Initial checks should be made to confirm that the desired TKR matches the following requirements:

  • The desired TKR is within one version higher than the current cluster's version.
    • Workload cluster upgrades must be performed sequentially.

  • The desired TKR is compatible with the environment.
    • While connected to the Supervisor cluster context, the following command can be run to check compatibility:
      • kubectl get tkr | grep <tkr version>
    • The interoperability matrix can be checked for compatibility between the vCenter and TKR.
    • Note: Once the TKG service installed in a Supervisor cluster, TKR compatibility is determined based on TKR compatibility with the TKG service.

  • The desired TKR is for the same OS version as the existing workload cluster.
    • TKRs for vSphere 7 (legacy) will be appended with .ubuntu for an ubuntu TKR.
    • TKRs for vSphere 8 (non-legacy) do not have the operating system appended. 
      • The operating system is considered photon by default.
      • An annotation for ubuntu is needed to create an ubuntu cluster.

  • The desired upgrade would not be from a vSphere 8 (non-legacy) TKR to vSphere 7 (legacy) TKR.
    • A workload cluster running on a TKR for vSphere 8 cannot be upgraded to a TKR for vSphere 7 regardless of versions.
    • The Tanzu Kubernetes Releases (TKR) release notes can be checked to see which TKR version is for which vSphere version.
    • Alternatively, the labels on a TKR can be checked to see whether or not the TKR is legacy.

  • The workload cluster to be upgraded has an annotation (specifying the operating system type and operating system version) that is compatible with the desired TKR version.

 

If the above checks return that the desired TKR is a valid TKR to upgrade to, the following checks can be made to ensure that its image was properly created in the Supervisor cluster:

  1. Connect into the Supervisor cluster context

  2. Confirm on the type of operating system used by the workload cluster in question:
    • kubectl describe cluster -n <cluster namespace> <cluster name>
    • For vSphere 8 TKRs, an annotation is needed to specify that the cluster is running ubuntu.
      • Without this annotation, the cluster defaults to photon operating system.

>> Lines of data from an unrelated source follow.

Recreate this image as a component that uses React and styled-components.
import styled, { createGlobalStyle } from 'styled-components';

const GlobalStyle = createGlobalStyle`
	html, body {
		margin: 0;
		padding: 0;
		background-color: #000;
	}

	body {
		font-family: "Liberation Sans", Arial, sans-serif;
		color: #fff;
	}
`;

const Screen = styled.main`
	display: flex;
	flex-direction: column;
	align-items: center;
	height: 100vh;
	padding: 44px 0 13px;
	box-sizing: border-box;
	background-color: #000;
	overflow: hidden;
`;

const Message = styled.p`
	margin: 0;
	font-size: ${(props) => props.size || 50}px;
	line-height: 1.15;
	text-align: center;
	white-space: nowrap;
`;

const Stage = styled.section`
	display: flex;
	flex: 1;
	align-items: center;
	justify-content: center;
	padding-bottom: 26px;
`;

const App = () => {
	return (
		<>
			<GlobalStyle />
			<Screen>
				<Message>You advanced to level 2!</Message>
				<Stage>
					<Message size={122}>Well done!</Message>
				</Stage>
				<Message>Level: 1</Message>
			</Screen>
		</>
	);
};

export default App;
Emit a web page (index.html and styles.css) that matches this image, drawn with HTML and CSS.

  3. Determine that the corresponding image objects were successfully created for the desired TKR:
    • In vSphere 7:
      • kubectl get osimage,virtualmachineimage | grep <tkr version>
    • In vSphere 8:
      • kubectl get osimage,cvmi | grep <tkr version>
  4.  Confirm that the osimage matches the operating system and operating system version desired by the workload cluster upgrade:
    • kubectl get osimage | grep <tkr version>
       
    • NAME        K8S VERSION     OS NAME    OS VERSION      ARCH      TYPE      COMPATIBLE       CREATED
      <vmi-id-a> <tkr version a> photon #.# amd64 vmi ###d
      <vmi-id-b> <tkr version b> ubuntu ##.## amd64 vmi ###d

    • It is expected for each TKR to support both photon and ubuntu OS. For each TKR, there should be one osimage for photon and one osimage for ubuntu.

  5. If the desired osimage with the desired operating system is missing for the desired TKR version:
    • This is a known issue which was resolved in TKG service 3.1 and higher.

      Missing OsImage with Desired Operating System Workaround Steps:
      1. Connect into the Supervisor cluster context

      2. Locate the desired TKR:
        • kubectl get tkr | grep <tkr version>
      3. Delete the desired TKR:
        • kubectl delete tkr <tkr version>
      4. Confirm that the desired TKR recreated after a few minutes:
        • kubectl get tkr | grep <tkr version>
      5. Check that the osimage for the TKR version is created for each operating system a few minutes after the TKR was recreated:
        • kubectl get osimage | grep <tkr version>
      6. If the same error persists, please reach out to VMware by Broadcom Technical Support referencing this KB article.

  6. If the above commands do not output the expected virtualmachineimage/clustervirtualmachineimage (cvmi):
    • There is an issue with the system generating the necessary image objects in the Supervisor cluster.
    • Please reach out to VMware by Broadcom Technical Support referencing this KB article.